Grade inflation is a collective action problem. Universities might know they need to address it, but they’re incentivized against doing so unless all their peers do so as well. Perhaps it’s worth it for peer schools such as the Ivies to come together and discuss some sort of anti-grade inflation pact in which they all implement common grading expectations. 

Even if not all the schools can get behind implementing significant measures, agreeing on some lighter measures would still help. In any case, using a strict curve as Harvard has would be disastrous not only for its effects on collaboration, but also because it could force professors to arbitrarily choose which among their equally qualified students deserve A’s. At worst, this could leave room for social biases to influence grading. Any commonly agreed-upon rule for grade deflation should instead focus on setting soft target medians by making course material harder rather than strictly assorting students into certain grade buckets.

  • Ryan Alahyari ’28, Columnist

Coming from a high school that did not give out any formal numerical or letter grades, it was quite jarring to arrive in the fall and take a courseload in which all three of my classes have a B-plus enforced median. At the same time, I do believe that once we are at a point where almost everyone gets an A, it is the same as almost no one getting one: “Earning” an A ceases to exist. 

A’s much as I would like to believe in the logic of a system in which grades are simply bestowed due to what a given professor believes has been earned, recent years have proven that such a system shakes out unfair to both students and professors; students feel that their education has become subjective and professors feel that they are forced to dole out undeserved marks. In the interim as we explore more ways to adjust grade inflation, I believe that every department at Dartmouth should have its own enforced median, with a disclaimer explaining the policy explicitly, written on every student’s transcript.

  • Becca Davis ’29, Columnist

I find the grading at Dartmouth to be very fair. Many STEM courses have enforced medians, which provide transparency for these higher stakes courses. Conversely, many humanities courses are graded more leniently, allowing individual professors license to make the grading an optimal level as to promote collaboration and discussion rather than cut throat competition. I do not believe Dartmouth needs an institution-wide cap on A’s, as Harvard has just mandated.

  • Brendan Hofmann-Carr ’29, Columnist

Dartmouth should not follow Harvard. Nostalgia for tough grading romanticizes an era when elite colleges were finishing schools for the already-privileged, a time when the “gentleman’s C” was painless because the diploma alone signaled status. Today’s students had to hurdle a far higher bar to get here, and they compete in an economy that rewards credentials, not pedigree. Grade caps confuse scarcity with rigor. Forcing excellent work downward does not create excellence, it manufactures hierarchy.
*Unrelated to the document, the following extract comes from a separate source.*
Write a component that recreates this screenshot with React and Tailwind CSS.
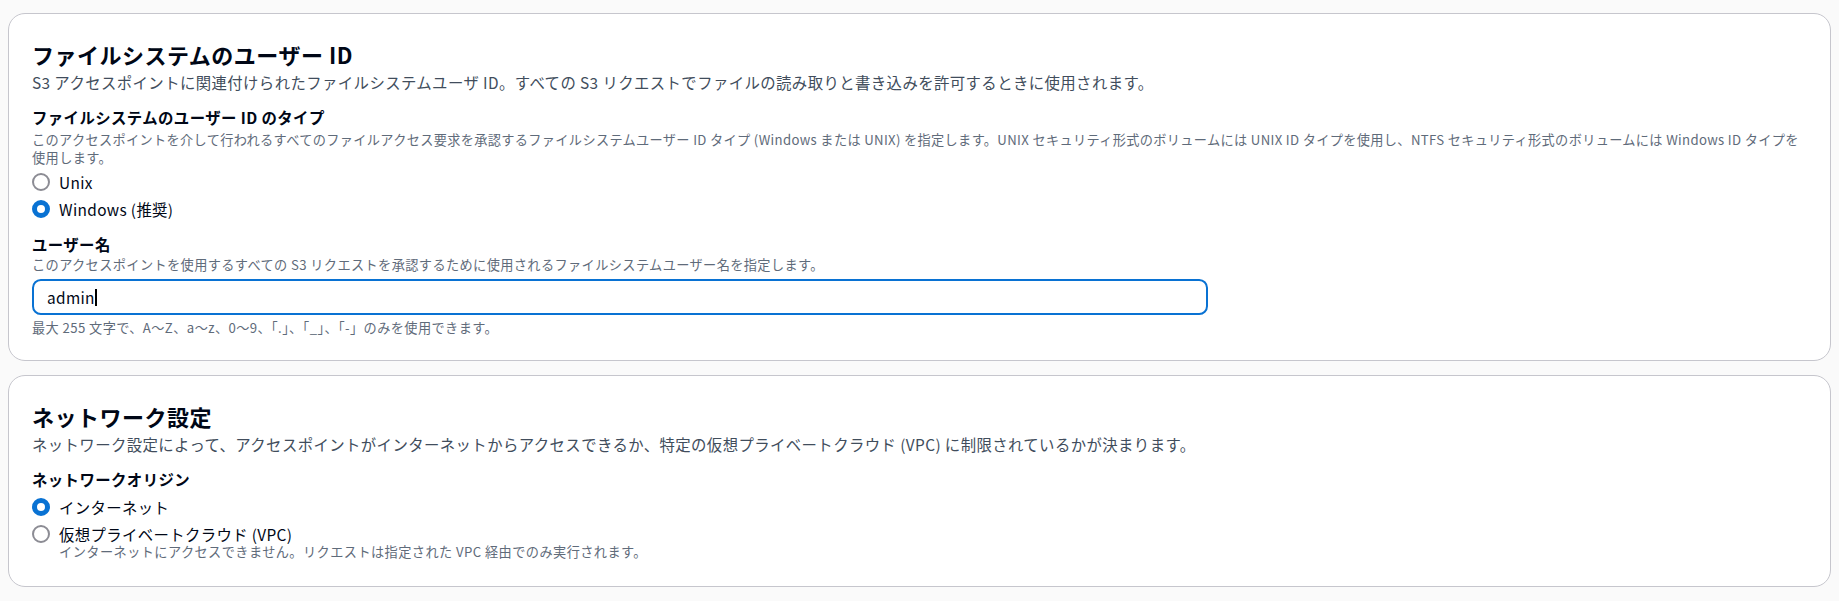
const Radio = ({ checked, label, description }) => {
  return (
    <div className="flex items-start gap-[9.5px]">
      <span
        className={
          checked
            ? "mt-[2.2px] box-border h-[17.6px] w-[17.6px] shrink-0 rounded-full border-[5.3px] border-[#0972d3] bg-white"
            : "mt-[2.2px] box-border h-[17.6px] w-[17.6px] shrink-0 rounded-full border-2 border-[#8c8c94] bg-white"
        }
      />
      <div className="flex flex-col">
        <span className="text-[15.4px] leading-[22px] tracking-[0.35px] text-[#000716]">{label}</span>
        {description && (
          <span className="-mt-[2px] text-[13.2px] leading-[18px] tracking-[0.42px] text-[#5f6b7a]">
            {description}
          </span>
        )}
      </div>
    </div>
  );
};

const App = () => {
  return (
    <div className="min-h-screen bg-[#fafafa] px-2 pt-[13px] font-['Noto_Sans_CJK_JP',sans-serif] text-[#000716]">
      <div className="flex flex-col gap-[14px]">
        {/* file system user id */}
        <section className="rounded-[17px] border border-[#c6c6cd] bg-white px-[23px] pt-[26px] pb-[23px]">
          <h2 className="text-[22px] font-bold leading-[28px] tracking-[0.5px]">
            ファイルシステムのユーザー ID
          </h2>
          <p className="mt-[3px] text-[15.4px] leading-[22px] tracking-[0.4px] text-[#414d5c]">
            S3 アクセスポイントに関連付けられたファイルシステムユーザ ID。すべての S3 リクエストでファイルの読み取りと書き込みを許可するときに使用されます。
          </p>

          <div className="mt-[13px]">
            <div className="text-[15.4px] font-bold leading-[22px] tracking-[0.42px]">
              ファイルシステムのユーザー ID のタイプ
            </div>
            <div className="mt-[3px] text-[13.2px] leading-[18px] text-[#5f6b7a]">
              <div className="whitespace-nowrap tracking-[0.33px]">
                このアクセスポイントを介して行われるすべてのファイルアクセス要求を承認するファイルシステムユーザー ID タイプ (Windows または UNIX) を指定します。UNIX セキュリティ形式のボリュームには UNIX ID タイプを使用し、NTFS セキュリティ形式のボリュームには Windows ID タイプを
              </div>
              <div className="tracking-[0.4px]">使用します。</div>
            </div>
            <div className="mt-[4px] flex flex-col gap-[5px]">
              <Radio label="Unix" />
              <Radio checked label="Windows (推奨)" />
            </div>
          </div>

          <div className="mt-[13px]">
            <div className="text-[15.4px] font-bold leading-[22px] tracking-[0.42px]">ユーザー名</div>
            <div className="mt-[1px] text-[13.2px] leading-[18px] tracking-[0.38px] text-[#5f6b7a]">
              このアクセスポイントを使用するすべての S3 リクエストを承認するために使用されるファイルシステムユーザー名を指定します。
            </div>
            <div className="mt-[5px] flex h-[36px] w-[1176px] items-center rounded-[8.8px] border-2 border-[#0972d3] bg-white pl-[13px]">
              <span className="text-[15.4px] leading-[22px] tracking-[0.35px] text-[#000716]">admin</span>
              <span className="h-[17px] w-[2px] bg-black" />
            </div>
            <div className="mt-[4px] text-[13.2px] leading-[18px] tracking-[0.4px] text-[#5f6b7a]">
              最大 255 文字で、A〜Z、a〜z、0〜9、「.」、「_」、「-」のみを使用できます。
            </div>
          </div>
        </section>

        {/* network */}
        <section className="rounded-[17px] border border-[#c6c6cd] bg-white px-[23px] pt-[26px] pb-[25px]">
          <h2 className="text-[22px] font-bold leading-[28px] tracking-[0.5px]">ネットワーク設定</h2>
          <p className="mt-[3px] text-[15.4px] leading-[22px] tracking-[0.4px] text-[#414d5c]">
            ネットワーク設定によって、アクセスポイントがインターネットからアクセスできるか、特定の仮想プライベートクラウド (VPC) に制限されているかが決まります。
          </p>

          <div className="mt-[13px]">
            <div className="text-[15.4px] font-bold leading-[22px] tracking-[0.42px]">ネットワークオリジン</div>
            <div className="mt-[6px] flex flex-col gap-[5px]">
              <Radio checked label="インターネット" />
              <Radio
                label="仮想プライベートクラウド (VPC)"
                description="インターネットにアクセスできません。リクエストは指定された VPC 経由でのみ実行されます。"
              />
            </div>
          </div>
        </section>
      </div>
    </div>
  );
};

export default App;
That’s not integrity, but bookkeeping.

  • Caroline Menna ’29, Columnist

I think that grades at Dartmouth are dumb. They, combined with the hyper-competitive modern economy, create poor incentive structures that prevent actual learning and exploration. For example, many students who are attempting to get jobs in finance major in Economics. However, some will delay taking any economics courses until they have finished recruiting for junior summer internships, taking only layups to pad their GPA so it is competitive for recruiting. 

It doesn’t make sense for some departments to have medians while others do not, and it also doesn’t make sense for some departments to have different medians than other ones. I think that the College must either abolish medians altogether or make it a College-wide policy. This would enforce a standard of judgment that is consistent across the College and prevent people from taking certain classes in certain departments just because they think they might get a better grade in it. 

  • Eli Moyse ’27, Columnist

Opinion articles represent the views of their author(s), which are not necessarily those of The Dartmouth.